I don’t think you should trust us–the white, middle-class educational disruptors–because the rhetoric abounding in the halls of my high school is one that sidesteps the systemic class & racial inequities by proclaiming the victory of the meritocracy, even if trite homage is paid to the “system of injustice” that brought us all together. In reality, the dialog in our staff and department meetings refuses to even engage with the complexities of systemic change. I argue that the roots of this oversight are at the very core of the white liberal psyche of many of the 20-somethings that teach at my school. We (many white teachers at my school), find comfort out of our privilege guilt by working 90+ hours a week making mediocre teaching materials (that have, no doubt already been made by content experts), telling our students who complain about too much homework that grit is the only way through, and, at the end of the long days, hope to some higher power that our sacrifice of sweat and hours will somehow be part of an amorphous “educational revolution.”
The danger is that my psyche (and perhaps those of my colleagues) avoids cultivating meaningful solidarity with groups we purport to serve by subconsciously acknowledging that we have the unearned privilege of a relatively easy ascent within the racially discriminatory social hierarchy when the hours get too much or the kids grow too “disrespectful.” And, indeed, with a staff turnover at many of these kids of organizations (KIPP, Teach for America, Uncommon Schools, Achievement First, to name a few) easily in the 50%+ per year range, I think this is exactly what is occurring.
I deeply appreciate the authors willingness to express the skepticism that our institutions do not have a convincing way of addressing since so much of our foundational psychological drivers fall so far from where they need to be in order to be part of some sort of change. The question then becomes what does a reconfiguration of group relations within the educational disruption movement actually look and feel like in practice? How do we engage in the dialog within a system that is so hellbent on not examining the entrenched meritocratic myths drive so much of the white disruptors’ world?
I speak from the perspective of a white, younger female who mostly works with other women in “underserved” populations (low-income, African-American and Latina) at a technical college. At my school, there are two members of the teaching staff who belong belong to a minority. The rest are white.
So why are most of the disruptors white? By being white, I have disproportionately benefitted from “the system” ,as have many other disruptors. I also live in one of the most racially segregated cities in the US. The neighborhood I live in, and the neighborhoods my students live in are entirely different worlds. Our lives are completely different. My problems are child’s play compared to the issues that many of my students deal with on a daily basis.
When you’re living in your car, fighting DCFS for your kids, taking care of your elderly and dying parents, worried every day about being the collateral damage of gang violence…..some things drop down the priority ladder. People may be too busy, too tired, unaware, uneducated, or don’t have the social capital to advocate for themselves when the system is trying to screw them over…..yet again.
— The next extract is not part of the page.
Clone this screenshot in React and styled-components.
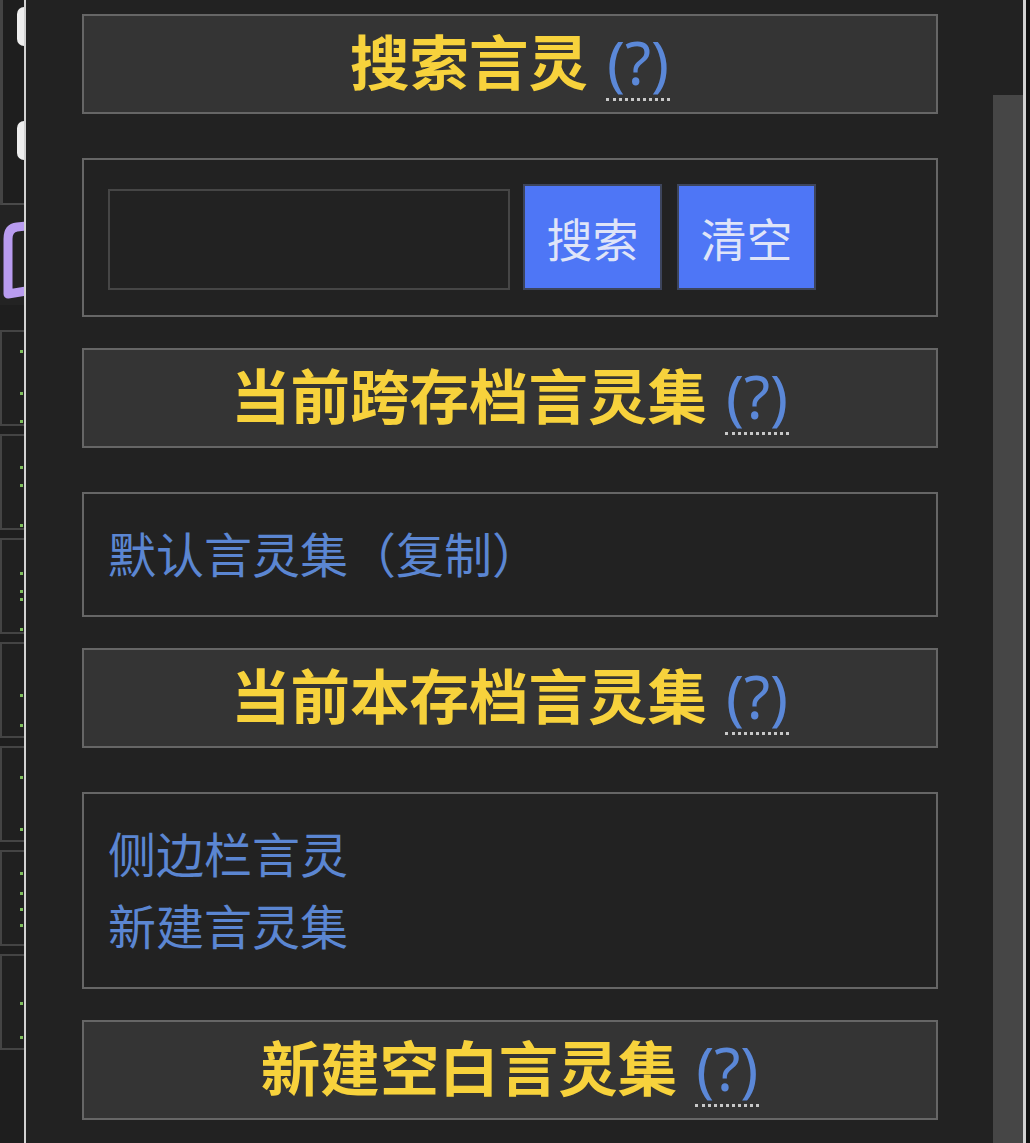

I will be the first to admit that I don’t have the answers. I don’t know how to fix the system; I only know that it’s broken. From my observations and conversations with my students, for the most part, they don’t understand the system. They have no idea how to address problems in the current system formally, let alone attempt to enact change. They don’t know what to do, so they do nothing. So to that end, I educate my students about the facts. I let them conclude what is best for them. I disrupt through truth and advocacy (when asked) because frankly, I’ve been afforded the luxury of being able to when others haven’t. I won’t say how to fix their problems, but I will yell about the injustices until someone listens.
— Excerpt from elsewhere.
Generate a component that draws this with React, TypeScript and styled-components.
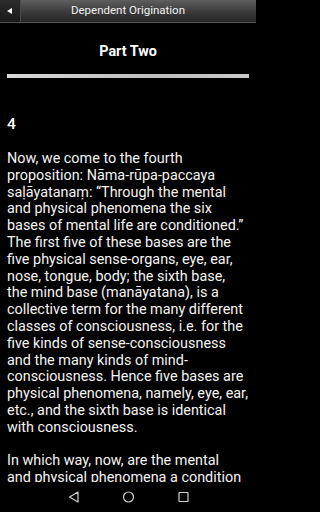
import React from "react";
import styled, { createGlobalStyle } from "styled-components";

const GlobalStyle = createGlobalStyle`
  html, body {
    margin: 0;
    padding: 0;
    background: #000;
  }
  body {
    font-family: Roboto, "Noto Sans", sans-serif;
    color: #fff;
    overflow: hidden;
  }
`;

const Screen = styled.div`
  width: 256px;
  height: 512px;
  display: flex;
  flex-direction: column;
  background: #000;
  position: relative;
  overflow: hidden;
`;

const TitleBar = styled.header`
  height: 22px;
  flex: none;
  display: grid;
  grid-template-columns: 21px 1fr 21px;
  align-items: stretch;
  background: linear-gradient(#5e5e5e, #3a3a3a 55%, #262626);
  border-bottom: 1px solid #555;
`;

const BackButton = styled.button`
  border: none;
  border-right: 1px solid #4a4a4a;
  background: linear-gradient(#2c2c2c, #1a1a1a);
  display: flex;
  align-items: center;
  justify-content: center;
  padding: 0;
`;

const Title = styled.h1`
  margin: 0;
  font-size: 11.5px;
  font-weight: 400;
  line-height: 21px;
  text-align: center;
  color: #f2f2f2;
`;

const Content = styled.main`
  flex: 1;
  padding: 0 7px;
  overflow: hidden;
`;

const PartHeading = styled.h2`
  margin: 20px 0 0;
  font-size: 14.3px;
  font-weight: 700;
  line-height: 17px;
  text-align: center;
`;

const Rule = styled.hr`
  margin: 14px 0 0;
  height: 4px;
  border: none;
  background: linear-gradient(90deg, #d8d8d8, #bdbdbd 60%, #c9c9c9);
`;

const SectionNumber = styled.div`
  margin-top: 38px;
  font-size: 15.5px;
  font-weight: 500;
  line-height: 17px;
`;

const Paragraph = styled.p`
  margin: 18px 0 0;
  font-size: 14.4px;
  line-height: 16.8px;
  color: #f4f4f4;
  & + & {
    margin-top: 16.8px;
  }
`;

const NavBar = styled.nav`
  position: absolute;
  left: 0;
  right: 0;
  bottom: 0;
  height: 30px;
  background: #000;
  display: flex;
  justify-content: center;
  align-items: center;
  gap: 44px;
`;

const NavIcon = styled.svg`
  width: 11px;
  height: 12px;
  fill: none;
  stroke: #d0d0d0;
  stroke-width: 1.2;
`;

export default function App() {
  return (
    <>
      <GlobalStyle />
      <Screen>
        <TitleBar>
          <BackButton aria-label="Back">
            <svg width="6" height="6" viewBox="0 0 6 6">
              <path d="M0 3 L5 0 L5 6 Z" fill="#fff" />
            </svg>
          </BackButton>
          <Title>Dependent Origination</Title>
          <span />
        </TitleBar>
        <Content>
          <PartHeading>Part Two</PartHeading>
          <Rule />
          <SectionNumber>4</SectionNumber>
          <Paragraph>
            Now, we come to the fourth proposition: Nāma-rūpa-paccaya
            saḷāyatanaṃ: “Through the mental and physical phenomena the six
            bases of mental life are conditioned.” The first five of these
            bases are the five physical sense-organs, eye, ear, nose, tongue,
            body; the sixth base,
            <br />
            the mind base (manāyatana), is a collective term for the many
            different classes of consciousness, i.e. for the five kinds of
            sense-consciousness and the many kinds of mind-consciousness. Hence
            five bases are physical phenomena, namely, eye, ear, etc., and the
            sixth base is identical with consciousness.
          </Paragraph>
          <Paragraph>
            In which way, now, are the mental
            <br />
            and physical phenomena a condition for the six bases?
          </Paragraph>
        </Content>
        <NavBar>
          <NavIcon viewBox="0 0 11 12">
            <path d="M10 1 L1.5 6 L10 11 Z" strokeLinejoin="round" />
          </NavIcon>
          <NavIcon viewBox="0 0 11 12">
            <circle cx="5.5" cy="6" r="5" />
          </NavIcon>
          <NavIcon viewBox="0 0 11 12">
            <rect x="1" y="1.5" width="9" height="9" rx="0.5" />
          </NavIcon>
        </NavBar>
      </Screen>
    </>
  );
}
I am not a white disruptor, and though I am a black woman I did not come from the kind of socio-economic background (African immigrant parents, went to school in small town CT) which results in being the kind of student or going to the kind of school which is targeted for ‘educational disruption’ of the kind the post raises. My experiences with educational disruption is as a disruptor in a Yale-student-run program I did in college, in which I tutored at a local middle school, and via having several white friends from Yale who did Teach for America and other educational disruptor programs. So my comments are from this perspective, along with recent experiences with bullying in a university setting which have me cosigning what the author has written about blackness as a collective and social position (and one in which one’s background is often assumed to be known, no matter how incorrect the identification, purely on the basis of epidermalization, laying bare the limits of individual achievement and mobility for those collectively designated Black).
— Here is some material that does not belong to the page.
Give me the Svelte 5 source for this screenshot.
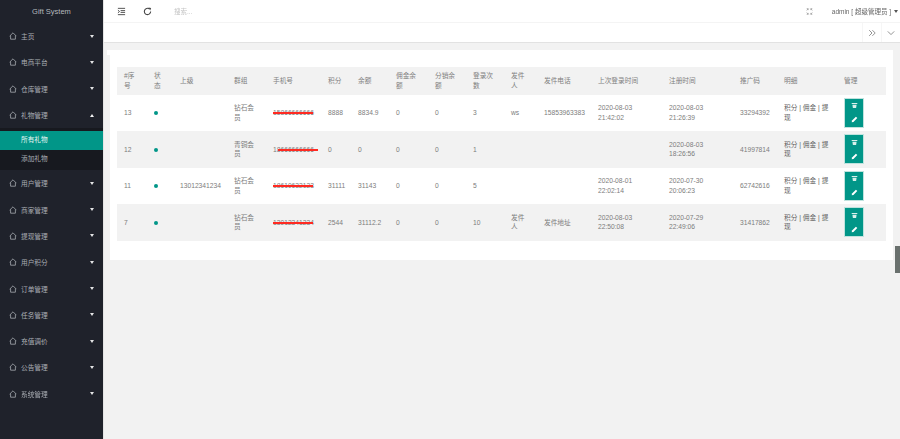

When I read this post I thought of the number of white friends and classmates whose participation in educational disruption could not be separated from personal/career/political ambition. Teach for America as something to do because of an espoused commitment to social justice–and because it would look good on a law school or Rhodes application. And even for those who were not so transparently careerist, political animals, there was still the feeling that educational disruption was a *career*, whether short- or long-lived, not simply a calling in commitment to social justice no matter what. It’s not what I thought 15-20 years ago in college, but the long duree’ of life experience makes certain patterns all-too-apparent.
Given my anthropology background, I think about your question of can white disruptor’s be trusted in relation to the embodied processes which produce subjects in the world, and the deep, largely unconscious, affective and emotional investments in one’s (racial) subject position such social production results in. (And in the process I tend to offer analyses which tend to piss people off, deeply, for suggesting that maybe they are even more invested in white/racial/skin-color privilege than they imagine.) On a fundamental level (i.e. the discursive fundaments of racial subjectivity/subject production) one has to acknowledge that, regardless of conscious intent, the *structural* fundaments of whiteness are parasitic on blackness, black suffering and inequality: and this is not a position which makes for collective trusting. No matter how well-intentioned the white disruptor, every daily encounter with the marginalized students and neighborhood in which the disruption takes place is an affirmation of one’s whiteness and one’s white privilege: a ‘thank goodness this is not and/or does not have to be my reality’. For white female disruptors in particular, these marginalized spaces and the dark(er) bodies which inhabit them are a reminder of the elevated status of bodies marked as white and female (especially over those marked as black and female): their higher status, coveted femininity. As one hears one’s students ranking hair texture and skin color so as to decide beauty/attractiveness, what does a white disruptor really think, not avoid feeling good about one’s light skin and de facto ‘good hair’? Especially given how women are socialized to evaluate themselves and other women in relation to hierarchical racialized beauty ideals? Then add to this what the previous commenter wrote about white disruptors not really discussing, wanting to discuss what it would mean to systemically challenge inequality.
The issue of trust is not simply a matter of the conscious and espoused intent of white disruptors, it is also about the ways in which the daily embodied experience of white subjects in daily affirmed via the same structural inequality that white disruptors say they are committed to challenging. The collective keeps defining the individual, for better and for worse, and independent of any desire to trust or be trusted.